If you get a chance to come to Fort Walton. I help people understand how much they already know about the operation of a fly rod that they just haven't yet realized. It doesn't matter to me if you've never picked up a fly or as some have come to me, you've worked with a line of instructors and still haven't found your understanding and confidence. Paul


----------



## lobsterman (Sep 30, 2007)

shadowwalker said:


> If you get a chance to come to Fort Walton. I help people understand how much they already know about the operation of a fly rod that they just haven't yet realized. It doesn't matter to me if you've never picked up a fly or as some have come to me, you've worked with a line of instructors and still haven't found your understanding and confidence. Paul


 Paul's the master, I would take him up on it if you are close enough.


----------



## jonasmagn (Mar 3, 2009)

*Seeking local casting lessons*

Hi there

I am a casting instructor certified by IFFF - check out my website 
www.everyjonahhasawhale.com 

I belong to the local fly fishing club and help with the monthly clinics
Love to help you out

Jonas


----------



## wtbfishin' (Jul 31, 2016)

Well you should be castin' in no time S!

Little off subject, Jonah I read a couple of your post. When was the last time you saw False Albacore on the beach? 
I have not in 3>4 years now. I look when ever condition are like you mentioned.
I like nothing better than repeating that off the beach. Found some nice Blues this day. 
Actually tomorrow should be just the way you like. Is it to soon? Thanks


----------



## jonasmagn (Mar 3, 2009)

wtbfishin'
You are correct - they have been awol - now this winter they will be here or what?
I am going to start searching for them now - when and if I find them I will let you know.
Now if you like the beach fishing you should take a look at my switch rods. You will gain distance with the long rods and you can get the line out over the breaking waves.
Jonas


----------



## wtbfishin' (Jul 31, 2016)

jonasmagn said:


> Now if you like the beach fishing you should take a look at my switch rods. You will gain distance with the long rods and you can get the line out over the breaking waves.
> Jonas


I do like beach fishing. I already own a switch rod bought for the beach. I just can't beat my one handed rod w/it yet.


----------



## jonasmagn (Mar 3, 2009)

Well - what make and weight is it and which line are you using and is it Spey line or for one hander?


----------



## wtbfishin' (Jul 31, 2016)

jonasmagn said:


> Well - what make and weight is it and which line are you using and is it Spey line or for one hander?

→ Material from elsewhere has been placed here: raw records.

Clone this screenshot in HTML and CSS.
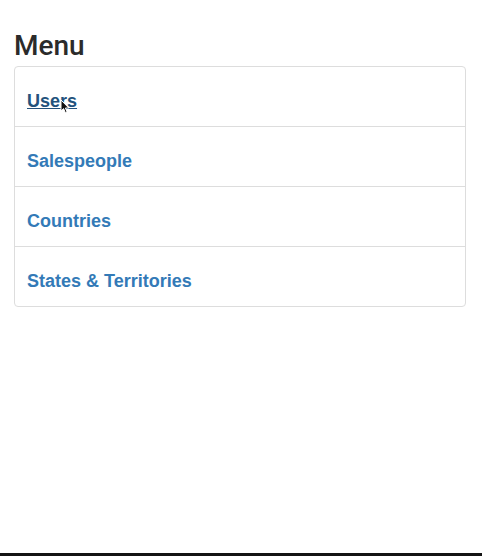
FILE: index.html
```html
<!DOCTYPE html>
<html>
<head>
<meta charset="utf-8">
<link rel="stylesheet" href="styles.css">
</head>
<body>
<div class="page">
  <main class="content">
    <h1 class="title">Menu</h1>
    <div class="list-group">
      <div class="list-item hovered">
        <a class="link" href="#">Users</a>
        <svg class="cursor" width="10" height="15" viewBox="0 0 10 15"><path d="M1 1 L1 12 L3.6 9.6 L5.4 13.8 L7.1 13.1 L5.4 9 L8.8 9 Z" fill="#111" stroke="#fff" stroke-width="1" stroke-linejoin="round"/></svg>
      </div>
      <div class="list-item"><a class="link" href="#">Salespeople</a></div>
      <div class="list-item"><a class="link" href="#">Countries</a></div>
      <div class="list-item"><a class="link" href="#">States &amp; Territories</a></div>
    </div>
  </main>
  <div class="bottom-bar"></div>
</div>
</body>
</html>
```

FILE: styles.css
```css
html, body {
  margin: 0;
  padding: 0;
  background: #fff;
}
body {
  font-family: "Liberation Sans", Arial, Helvetica, sans-serif;
  color: #333;
}
.page {
  display: flex;
  flex-direction: column;
  height: 100vh;
}
.content {
  flex: 1;
  padding: 0 16px 0 14px;
}
.title {
  margin: 30px 0 5px;
  font-family: Roboto, "Liberation Sans", Arial, sans-serif;
  font-size: 28px;
  line-height: 31px;
  font-weight: 500;
  color: #2b2b2b;
}
.list-group {
  border: 1px solid #ddd;
  border-radius: 4px;
}
.list-item {
  position: relative;
  padding: 24px 12px 15px;
  line-height: 20px;
  font-size: 18px;
  font-weight: 700;
}
.list-item + .list-item {
  border-top: 1px solid #ddd;
}
.link {
  color: #337ab7;
  text-decoration: none;
}
.hovered .link {
  color: #23527c;
  text-decoration: underline;
}
.cursor {
  position: absolute;
  left: 45px;
  top: 32px;
}
.bottom-bar {
  height: 3px;
  background: #141414;
}
```
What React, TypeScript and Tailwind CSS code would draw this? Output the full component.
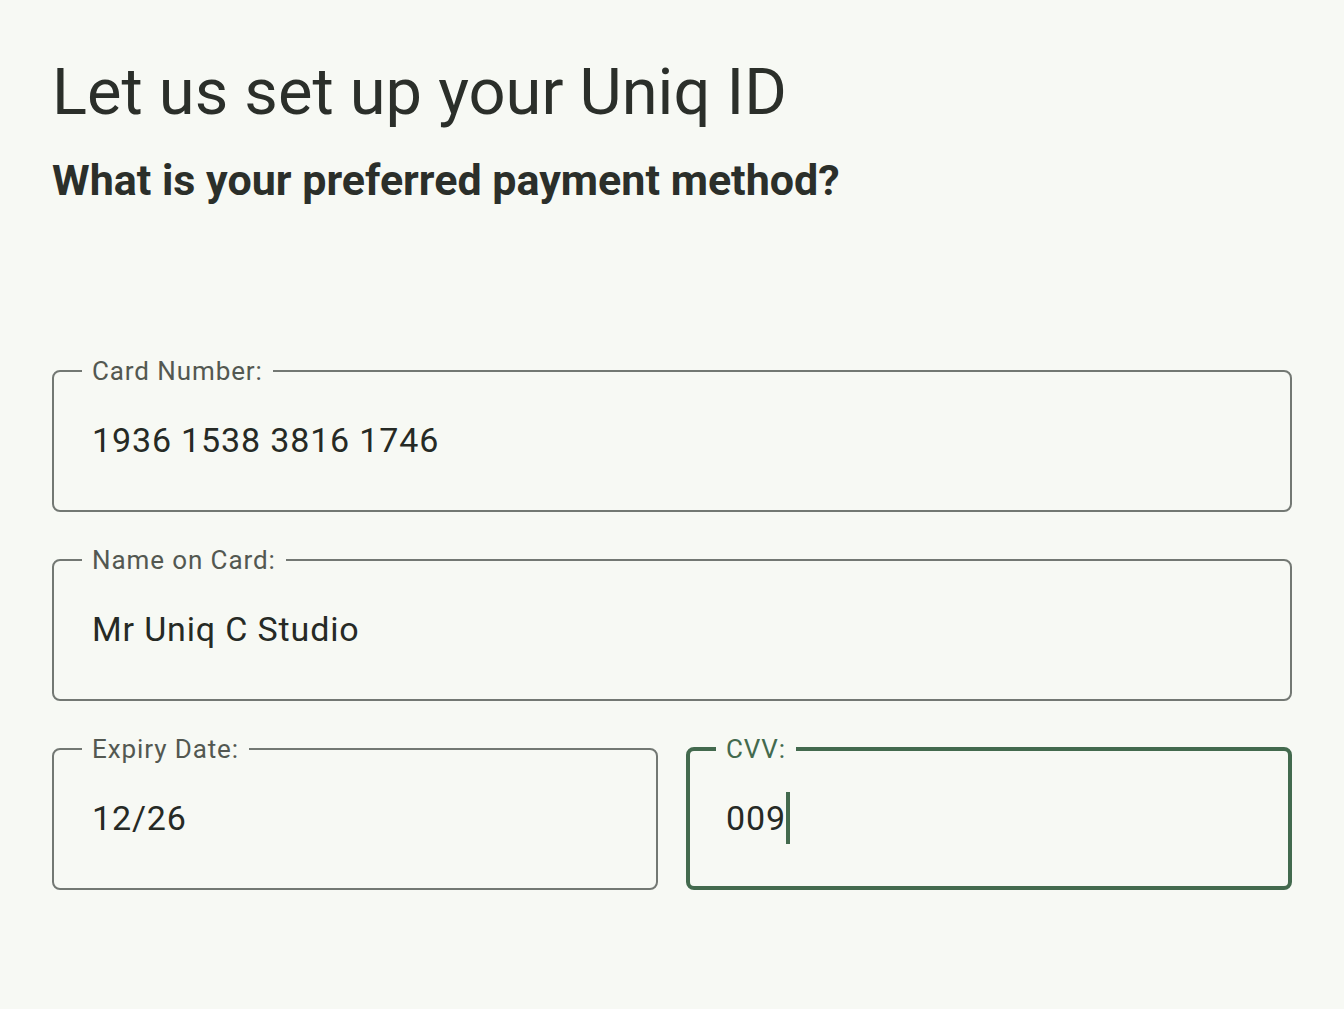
import { FC, ReactNode } from "react";

interface FieldProps {
  label: string;
  value: string;
  focused?: boolean;
  className?: string;
}

const OutlinedField: FC<FieldProps> = ({ label, value, focused, className }) => {
  return (
    <fieldset
      className={`${className ?? ""} h-[154px] rounded-[8px] ${
        focused ? "border-[4px] border-[#436a4e] px-[26px]" : "border-2 border-[#737873] px-[28px]"
      }`}
    >
      <legend
        className={`px-[10px] text-[26px] leading-[26px] tracking-[0.9px] ${
          focused ? "text-[#436a4e]" : "text-[#535851]"
        }`}
      >
        {label}
      </legend>
      <div className="flex h-[112px] items-center pl-[10px] text-[34px] tracking-[0.85px] text-[#262a25]">
        {value}
        {focused && <span className="inline-block h-[52px] w-[4px] bg-[#436a4e]" />}
      </div>
    </fieldset>
  );
};

const Section: FC<{ children: ReactNode }> = ({ children }) => <div className="flex flex-col">{children}</div>;

export default function App() {
  return (
    <div className="min-h-[1009px] w-full bg-[#f7f9f4] px-[52px] pt-[52px] font-['Roboto',sans-serif]">
      <h1 className="text-[65px] leading-[80px] text-[#2b2f2a]">Let us set up your Uniq ID</h1>
      <h2 className="mt-[22px] text-[43px] font-bold leading-[52px] text-[#2b2f2a]">What is your preferred payment method?</h2>
      <div className="mt-[152px]">
        <Section>
          <OutlinedField label="Card Number:" value="1936 1538 3816 1746" />
          <OutlinedField className="mt-[35px]" label="Name on Card:" value="Mr Uniq C Studio" />
          <div className="mt-[35px] grid grid-cols-2 gap-[28px]">
            <OutlinedField label="Expiry Date:" value="12/26" />
            <OutlinedField label="CVV:" value="009" focused />
          </div>
        </Section>
      </div>
    </div>
  );
}
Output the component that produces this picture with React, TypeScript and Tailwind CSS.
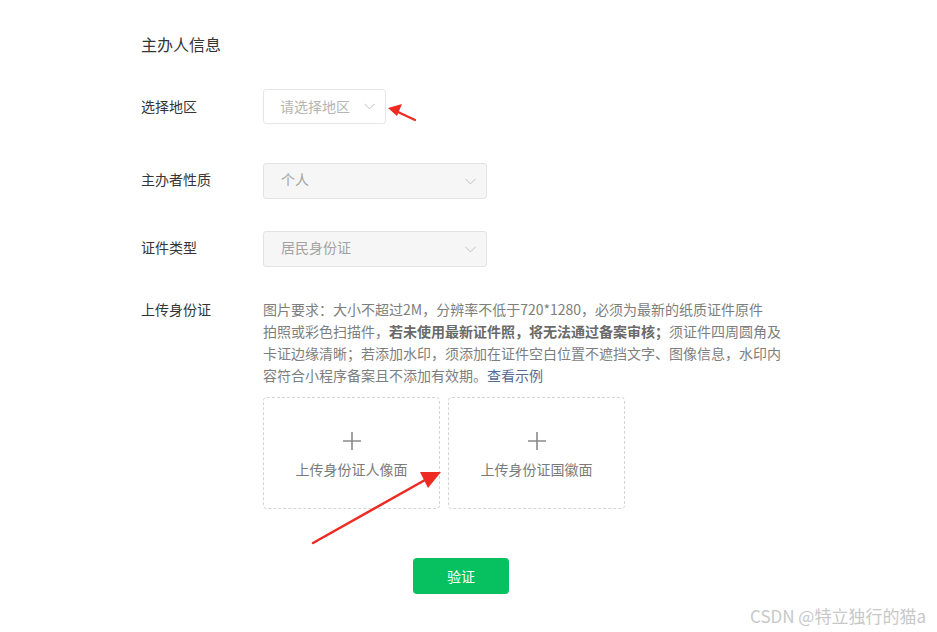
import { ChevronDown } from "lucide-react";

const font = { fontFamily: '"Noto Sans CJK SC", "Noto Sans", sans-serif' };

function Chevron() {
  return <ChevronDown size={19} strokeWidth={1.1} className="text-[#b8b8b8]" />;
}

function UploadBox({ label }: { label: string }) {
  return (
    <div className="flex h-[112px] w-[177px] flex-col items-center justify-center rounded border border-dashed border-[#d5d5d5]">
      <svg width="20" height="20" viewBox="0 0 20 20" className="mt-[4px]">
        <path d="M10 1v18M1 10h18" stroke="#8a8a8a" strokeWidth="1.6" />
      </svg>
      <span className="mt-[8px] text-[14px] text-[#7a7a7a]">{label}</span>
    </div>
  );
}

export default function App() {
  return (
    <div className="relative h-[632px] w-[937px] overflow-hidden bg-white" style={font}>
      <div className="pl-[141px] pt-[33px] text-[14px] text-[#353535]">
        <h2 className="text-[16px] leading-[22px] font-normal">主办人信息</h2>

        {/* Region */}
        <div className="mt-[34px] flex items-center">
          <span className="w-[122px]">选择地区</span>
          <div className="flex h-[35px] w-[123px] items-center justify-between rounded-[3px] border border-[#e6e6e6] bg-white pl-[16px] pr-[6px]">
            <span className="text-[#b5b5b5]">请选择地区</span>
            <Chevron />
          </div>
        </div>

        {/* Type */}
        <div className="mt-[39px] flex items-center">
          <span className="w-[122px] -mt-[3px]">主办者性质</span>
          <div className="flex h-[36px] w-[224px] items-center justify-between rounded-[3px] border border-[#e3e3e3] bg-[#f5f6f5] pl-[17px] pr-[6px]">
            <span className="-mt-[3px] text-[#a3a3a3]">个人</span>
            <Chevron />
          </div>
        </div>

        {/* ID type */}
        <div className="mt-[32px] flex items-center">
          <span className="w-[122px] -mt-[3px]">证件类型</span>
          <div className="flex h-[36px] w-[224px] items-center justify-between rounded-[3px] border border-[#e3e3e3] bg-[#f5f6f5] pl-[17px] pr-[6px]">
            <span className="-mt-[3px] text-[#a3a3a3]">居民身份证</span>
            <Chevron />
          </div>
        </div>

        {/* Upload */}
        <div className="mt-[31px] flex items-start">
          <span className="w-[122px] leading-[22px]">上传身份证</span>
          <div>
            <p className="whitespace-nowrap text-[14px] leading-[22px] text-[#7e7e7e]">
              图片要求：大小不超过2M，分辨率不低于720*1280，必须为最新的纸质证件原件
              <br />
              拍照或彩色扫描件，<b className="font-bold text-[#6a6a6a]">若未使用最新证件照，将无法通过备案审核；</b>须证件四周圆角及
              <br />
              卡证边缘清晰；若添加水印，须添加在证件空白位置不遮挡文字、图像信息，水印内
              <br />
              容符合小程序备案且不添加有效期。<span className="text-[#576b95]">查看示例</span>
            </p>
            <div className="mt-[11px] flex gap-[8px]">
              <UploadBox label="上传身份证人像面" />
              <UploadBox label="上传身份证国徽面" />
            </div>
          </div>
        </div>

        <div className="mt-[49px] pl-[272px]">
          <button className="h-[36px] w-[96px] rounded-[4px] bg-[#07c160] text-[14px] text-white">
            验证
          </button>
        </div>
      </div>

      {/* annotation arrows */}
      <svg className="pointer-events-none absolute left-0 top-0" width="937" height="632">
        <path d="M415 120 L398 112" stroke="#ee2b22" strokeWidth="2.2" strokeLinecap="round" />
        <path d="M388 108 L402 104 L397 116 Z" fill="#ee2b22" />
        <path d="M313 543 L425 480" stroke="#ee2b22" strokeWidth="2.5" strokeLinecap="round" />
        <path d="M441 472 L420 472 L428 488 Z" fill="#ee2b22" />
      </svg>

      <span className="absolute left-[750px] top-[603px] text-[17px] text-[#c8c8c8]">
        CSDN @特立独行的猫a
      </span>
    </div>
  );
}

Rods a Redington Prospector 11'9" #8. The line is a Skagit shooting head 500 gr. w/rio slick shooter running. Just bought a Skagit floating mow 10' tip a few months back but have not given it a try yet. 
It's a lot of rod for me to throw one handed. It's been hangin' in my closet quite a bit.
I was able to throw a decent roll cast but it's taking to much effort. I've watched Tim Rayjeff vids and think I'm getting to far out of what he calls staying within the box. I needed to get it back out a give it another go. Might should of started w/something lighter if I want to be throwing it single handed. 
I have to many rods already :yes:.


----------



## jonasmagn (Mar 3, 2009)

sent you a private mess that disappeared - hope it reaches you. Not sure how that works.


----------



## Water Spout II (Feb 26, 2009)

Check out these guys. They are really great. I know some people that have used them. 

http://gulfcoastflyfishingschool.com/


----------



## Njydvr (Jan 1, 2008)

I'd go to "The Church Mouse" in Fairhope AL. He'll have you out there in the street casting like a pro in less than an hour for free.


----------



## Chris V (Oct 18, 2007)

I'm not a "FFF" certified instructor, but I have taught many how to cast. If you are in the Orange Beach area, feel free to swing by and I'll gladly take you outside for some casting instruction. Address and my schedule below


----------



## shadowwalker (Sep 9, 2010)

Nice to see more independent instructors chiming in.


----------